Your task: Carry none of the pictures over; set down the material below exactly.
══════
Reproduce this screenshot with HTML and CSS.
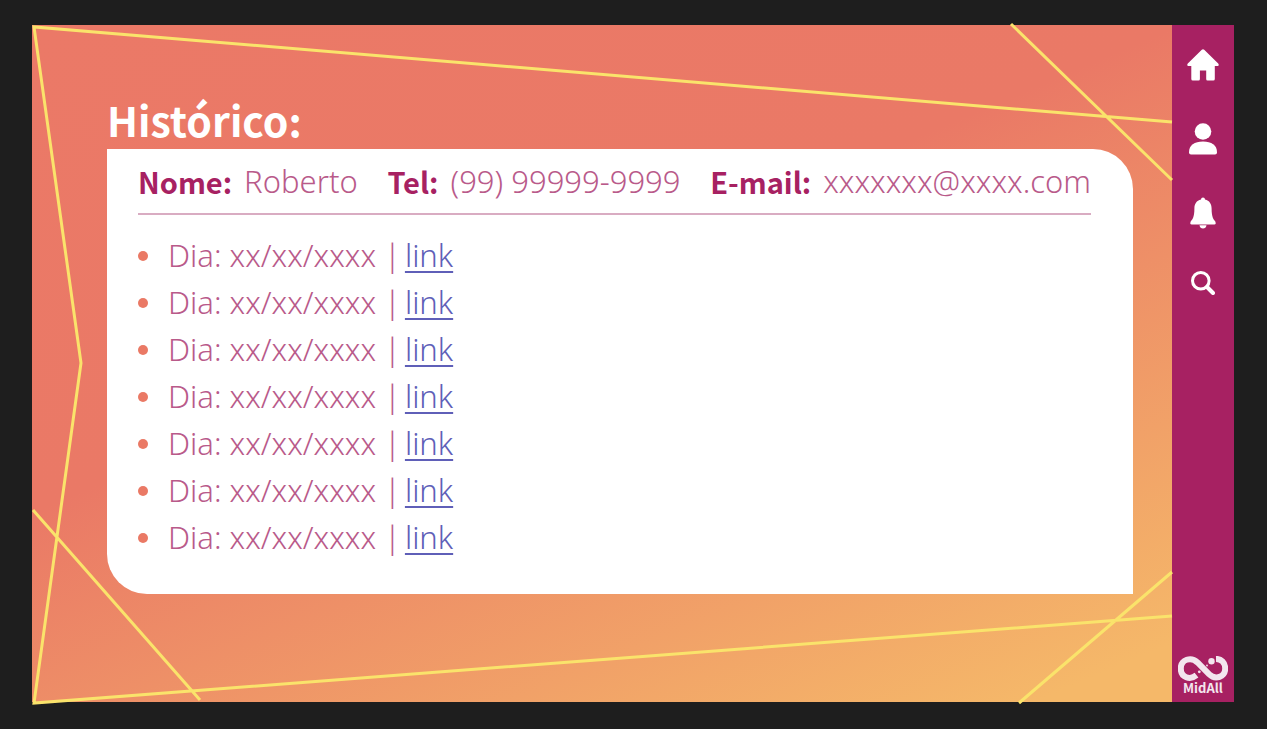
FILE: index.html
```html
<!DOCTYPE html>
<html lang="pt-BR">
<head>
  <meta charset="utf-8">
  <meta name="viewport" content="width=device-width, initial-scale=1">
  <title>MidAll – Histórico</title>
  <link rel="stylesheet" href="styles.css">
</head>
<body>
  <div class="app">
    <main class="content">
      <svg class="backdrop" viewBox="0 0 1140 677" preserveAspectRatio="none" aria-hidden="true">
        <path d="M1140 97 2 2 49 338 2 678 1140 591M979 -1 1140 155M1 485 168 675M987 678 1140 547"/>
      </svg>
      <h1 class="title">Histórico:</h1>
      <section class="card">
        <dl class="person">
          <div class="field"><dt>Nome:</dt><dd>Roberto</dd></div>
          <div class="field"><dt>Tel:</dt><dd>(99) 99999-9999</dd></div>
          <div class="field"><dt>E-mail:</dt><dd>xxxxxxx@xxxx.com</dd></div>
        </dl>
        <ul class="history">
          <li><span>Dia: xx/xx/xxxx |</span> <a href="#dia-1">link</a></li>
          <li><span>Dia: xx/xx/xxxx |</span> <a href="#dia-2">link</a></li>
          <li><span>Dia: xx/xx/xxxx |</span> <a href="#dia-3">link</a></li>
          <li><span>Dia: xx/xx/xxxx |</span> <a href="#dia-4">link</a></li>
          <li><span>Dia: xx/xx/xxxx |</span> <a href="#dia-5">link</a></li>
          <li><span>Dia: xx/xx/xxxx |</span> <a href="#dia-6">link</a></li>
          <li><span>Dia: xx/xx/xxxx |</span> <a href="#dia-7">link</a></li>
        </ul>
      </section>
    </main>
    <nav class="sidebar" aria-label="Menu">
      <div class="menu">
        <a class="item" href="#inicio" aria-label="Início">
          <svg viewBox="0 0 32 32" aria-hidden="true"><path d="M14.800 .8Q16 -.3 17.200 .8L31.200 14.500Q32.600 16.600 30.500 16.900H27.800V30Q27.800 31.500 26.300 31.500H20.500Q19.200 31.500 19.200 30V21.500H12.900V30Q12.900 31.500 11.600 31.500H5.800Q4.300 31.500 4.300 30V16.900H1.500Q-.6 16.600 .8 14.500Z"/></svg>
        </a>
        <a class="item" href="#perfil" aria-label="Perfil">
          <svg viewBox="0 0 32 32" aria-hidden="true"><circle cx="16" cy="8.500" r="8.300"/><path d="M2 29.500C2 22 7.500 18.600 16 18.600S30 22 30 29.500Q30 31.600 28 31.600H4Q2 31.600 2 29.500Z"/></svg>
        </a>
        <a class="item" href="#avisos" aria-label="Notificações">
          <svg viewBox="0 0 32 32" aria-hidden="true"><path d="M14 2.500a2 2 0 0 1 4 0C22.500 3.500 24.600 7 24.600 11.500 24.600 20 26.500 22.500 28.200 24.200Q29.600 27.500 27.300 27.500H4.700Q2.400 27.500 3.800 24.200C5.500 22.500 7.400 20 7.400 11.500 7.400 7 9.500 3.500 14 2.500ZM12.500 28.200H19.500Q18.900 31.500 16 31.500T12.500 28.200Z"/></svg>
        </a>
        <a class="item item-search" href="#buscar" aria-label="Buscar">
          <svg viewBox="0 0 24 24" aria-hidden="true"><circle cx="9.800" cy="9.800" r="8.300"/><path d="M16 16 22 22" stroke-width="4"/></svg>
        </a>
      </div>
      <a class="brand" href="#midall">
        <svg viewBox="0 0 50 25" aria-hidden="true">
          <path class="loop" d="M18.500 19.200C12 24.500 2.800 21.500 2.800 12.500 2.800 3.500 13 .2 19.500 6.500L31 18.200C37.500 24.500 47.200 21 47.200 12.500 47.200 6.500 43 2.800 38 2.900"/>
          <circle cx="33.500" cy="5.200" r="3.200"/><circle cx="29" cy="9.500" r=".9"/><circle cx="21.300" cy="15.800" r="1.400"/>
        </svg>
        <span>MidAll</span>
      </a>
    </nav>
  </div>
</body>
</html>
```
FILE: styles.css
```css
* {
  box-sizing: border-box;
}

body {
  margin: 0;
  min-height: 100vh;
  padding: 25px 33px 27px 32px;
  display: flex;
  background: #1e1e1e;
  font-family: "Noto Sans", sans-serif;
}

.app {
  flex: 1;
  display: flex;
}

.content {
  position: relative;
  flex: 1;
  padding: 68px 39px 68px 75px;
  background: linear-gradient(157deg, #eb7967 0%, #ea7966 42%, #f5b869 95%);
}

.backdrop {
  position: absolute;
  inset: 0;
  width: 100%;
  height: 100%;
  overflow: visible;
  fill: none;
  stroke: #fae36b;
  stroke-width: 3;
}

.title {
  position: relative;
  margin: 0;
  padding-bottom: 4px;
  color: #fff;
  font-family: "Noto Sans CJK JP", sans-serif;
  font-size: 41px;
  font-weight: 600;
  line-height: 52px;
}

.card {
  position: relative;
  padding: 8px 42px 33px 31px;
  border-radius: 0 40px 0 40px;
  background: #fff;
  color: #b95a8a;
  font-size: 31px;
  font-weight: 300;
}

.person {
  display: flex;
  flex-wrap: wrap;
  justify-content: space-between;
  margin: 0;
  padding-bottom: 8px;
  border-bottom: 2px solid #d9acc2;
  line-height: 48px;
}

.field {
  display: flex;
  gap: 12px;
}

.field dt {
  color: #a72162;
  font-family: "Noto Sans CJK JP", sans-serif;
  font-size: 29px;
  font-weight: 600;
}

.field dd {
  margin: 0;
}

.history {
  margin: 0;
  padding: 17px 0 0;
  list-style: none;
  line-height: 47px;
}

.history li {
  display: flex;
  align-items: center;
  gap: 4px;
}

.history li::before {
  content: "";
  width: 10px;
  height: 10px;
  margin-right: 16px;
  border-radius: 50%;
  background: #ea7965;
}

.history a {
  color: #5f5fb8;
  text-decoration: underline;
  text-decoration-thickness: 2px;
  text-underline-offset: 4px;
}

.sidebar {
  width: 62px;
  display: flex;
  flex-direction: column;
  justify-content: space-between;
  align-items: center;
  padding: 24px 0 7px;
  background: #a72162;
}

.menu {
  display: flex;
  flex-direction: column;
  align-items: center;
  gap: 42px;
}

.item svg {
  display: block;
  width: 32px;
  height: 32px;
  fill: #fff;
}

.item-search svg {
  width: 24px;
  height: 24px;
  fill: none;
  stroke: #fff;
  stroke-width: 3;
  stroke-linecap: round;
}

.brand {
  display: flex;
  flex-direction: column;
  align-items: center;
  color: #f3e6ee;
  font-family: "Noto Sans CJK JP", sans-serif;
  font-size: 13px;
  font-weight: 700;
  line-height: 14px;
  text-decoration: none;
}

.brand svg {
  width: 50px;
  height: 25px;
  fill: #f3e6ee;
}

.brand .loop {
  fill: none;
  stroke: #f3e6ee;
  stroke-width: 6;
}
```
══════
Solved problem:
Reproduce this screenshot with HTML and CSS.
FILE: index.html
```html
<!DOCTYPE html>
<html lang="pt-BR">
<head>
  <meta charset="utf-8">
  <meta name="viewport" content="width=device-width, initial-scale=1">
  <title>MidAll – Histórico</title>
  <link rel="stylesheet" href="styles.css">
</head>
<body>
  <div class="app">
    <main class="content">
      <svg class="backdrop" viewBox="0 0 1140 677" preserveAspectRatio="none" aria-hidden="true">
        <path d="M1140 97 2 2 49 338 2 678 1140 591M979 -1 1140 155M1 485 168 675M987 678 1140 547"/>
      </svg>
      <h1 class="title">Histórico:</h1>
      <section class="card">
        <dl class="person">
          <div class="field"><dt>Nome:</dt><dd>Roberto</dd></div>
          <div class="field"><dt>Tel:</dt><dd>(99) 99999-9999</dd></div>
          <div class="field"><dt>E-mail:</dt><dd>xxxxxxx@xxxx.com</dd></div>
        </dl>
        <ul class="history">
          <li><span>Dia: xx/xx/xxxx |</span> <a href="#dia-1">link</a></li>
          <li><span>Dia: xx/xx/xxxx |</span> <a href="#dia-2">link</a></li>
          <li><span>Dia: xx/xx/xxxx |</span> <a href="#dia-3">link</a></li>
          <li><span>Dia: xx/xx/xxxx |</span> <a href="#dia-4">link</a></li>
          <li><span>Dia: xx/xx/xxxx |</span> <a href="#dia-5">link</a></li>
          <li><span>Dia: xx/xx/xxxx |</span> <a href="#dia-6">link</a></li>
          <li><span>Dia: xx/xx/xxxx |</span> <a href="#dia-7">link</a></li>
        </ul>
      </section>
    </main>
    <nav class="sidebar" aria-label="Menu">
      <div class="menu">
        <a class="item" href="#inicio" aria-label="Início">
          <svg viewBox="0 0 32 32" aria-hidden="true"><path d="M14.800 .8Q16 -.3 17.200 .8L31.200 14.500Q32.600 16.600 30.500 16.900H27.800V30Q27.800 31.500 26.300 31.500H20.500Q19.200 31.500 19.200 30V21.500H12.900V30Q12.900 31.500 11.600 31.500H5.800Q4.300 31.500 4.300 30V16.900H1.500Q-.6 16.600 .8 14.500Z"/></svg>
        </a>
        <a class="item" href="#perfil" aria-label="Perfil">
          <svg viewBox="0 0 32 32" aria-hidden="true"><circle cx="16" cy="8.500" r="8.300"/><path d="M2 29.500C2 22 7.500 18.600 16 18.600S30 22 30 29.500Q30 31.600 28 31.600H4Q2 31.600 2 29.500Z"/></svg>
        </a>
        <a class="item" href="#avisos" aria-label="Notificações">
          <svg viewBox="0 0 32 32" aria-hidden="true"><path d="M14 2.500a2 2 0 0 1 4 0C22.500 3.500 24.600 7 24.600 11.500 24.600 20 26.500 22.500 28.200 24.200Q29.600 27.500 27.300 27.500H4.700Q2.400 27.500 3.800 24.200C5.500 22.500 7.400 20 7.400 11.500 7.400 7 9.500 3.500 14 2.500ZM12.500 28.200H19.500Q18.900 31.500 16 31.500T12.500 28.200Z"/></svg>
        </a>
        <a class="item item-search" href="#buscar" aria-label="Buscar">
          <svg viewBox="0 0 24 24" aria-hidden="true"><circle cx="9.800" cy="9.800" r="8.300"/><path d="M16 16 22 22" stroke-width="4"/></svg>
        </a>
      </div>
      <a class="brand" href="#midall">
        <svg viewBox="0 0 50 25" aria-hidden="true">
          <path class="loop" d="M18.500 19.200C12 24.500 2.800 21.500 2.800 12.500 2.800 3.500 13 .2 19.500 6.500L31 18.200C37.500 24.500 47.200 21 47.200 12.500 47.200 6.500 43 2.800 38 2.900"/>
          <circle cx="33.500" cy="5.200" r="3.200"/><circle cx="29" cy="9.500" r=".9"/><circle cx="21.300" cy="15.800" r="1.400"/>
        </svg>
        <span>MidAll</span>
      </a>
    </nav>
  </div>
</body>
</html>
```
FILE: styles.css
```css
* {
  box-sizing: border-box;
}

body {
  margin: 0;
  min-height: 100vh;
  padding: 25px 33px 27px 32px;
  display: flex;
  background: #1e1e1e;
  font-family: "Noto Sans", sans-serif;
}

.app {
  flex: 1;
  display: flex;
}

.content {
  position: relative;
  flex: 1;
  padding: 68px 39px 68px 75px;
  background: linear-gradient(157deg, #eb7967 0%, #ea7966 42%, #f5b869 95%);
}

.backdrop {
  position: absolute;
  inset: 0;
  width: 100%;
  height: 100%;
  overflow: visible;
  fill: none;
  stroke: #fae36b;
  stroke-width: 3;
}

.title {
  position: relative;
  margin: 0;
  padding-bottom: 4px;
  color: #fff;
  font-family: "Noto Sans CJK JP", sans-serif;
  font-size: 41px;
  font-weight: 600;
  line-height: 52px;
}

.card {
  position: relative;
  padding: 8px 42px 33px 31px;
  border-radius: 0 40px 0 40px;
  background: #fff;
  color: #b95a8a;
  font-size: 31px;
  font-weight: 300;
}

.person {
  display: flex;
  flex-wrap: wrap;
  justify-content: space-between;
  margin: 0;
  padding-bottom: 8px;
  border-bottom: 2px solid #d9acc2;
  line-height: 48px;
}

.field {
  display: flex;
  gap: 12px;
}

.field dt {
  color: #a72162;
  font-family: "Noto Sans CJK JP", sans-serif;
  font-size: 29px;
  font-weight: 600;
}

.field dd {
  margin: 0;
}

.history {
  margin: 0;
  padding: 17px 0 0;
  list-style: none;
  line-height: 47px;
}

.history li {
  display: flex;
  align-items: center;
  gap: 4px;
}

.history li::before {
  content: "";
  width: 10px;
  height: 10px;
  margin-right: 16px;
  border-radius: 50%;
  background: #ea7965;
}

.history a {
  color: #5f5fb8;
  text-decoration: underline;
  text-decoration-thickness: 2px;
  text-underline-offset: 4px;
}

.sidebar {
  width: 62px;
  display: flex;
  flex-direction: column;
  justify-content: space-between;
  align-items: center;
  padding: 24px 0 7px;
  background: #a72162;
}

.menu {
  display: flex;
  flex-direction: column;
  align-items: center;
  gap: 42px;
}

.item svg {
  display: block;
  width: 32px;
  height: 32px;
  fill: #fff;
}

.item-search svg {
  width: 24px;
  height: 24px;
  fill: none;
  stroke: #fff;
  stroke-width: 3;
  stroke-linecap: round;
}

.brand {
  display: flex;
  flex-direction: column;
  align-items: center;
  color: #f3e6ee;
  font-family: "Noto Sans CJK JP", sans-serif;
  font-size: 13px;
  font-weight: 700;
  line-height: 14px;
  text-decoration: none;
}

.brand svg {
  width: 50px;
  height: 25px;
  fill: #f3e6ee;
}

.brand .loop {
  fill: none;
  stroke: #f3e6ee;
  stroke-width: 6;
}
```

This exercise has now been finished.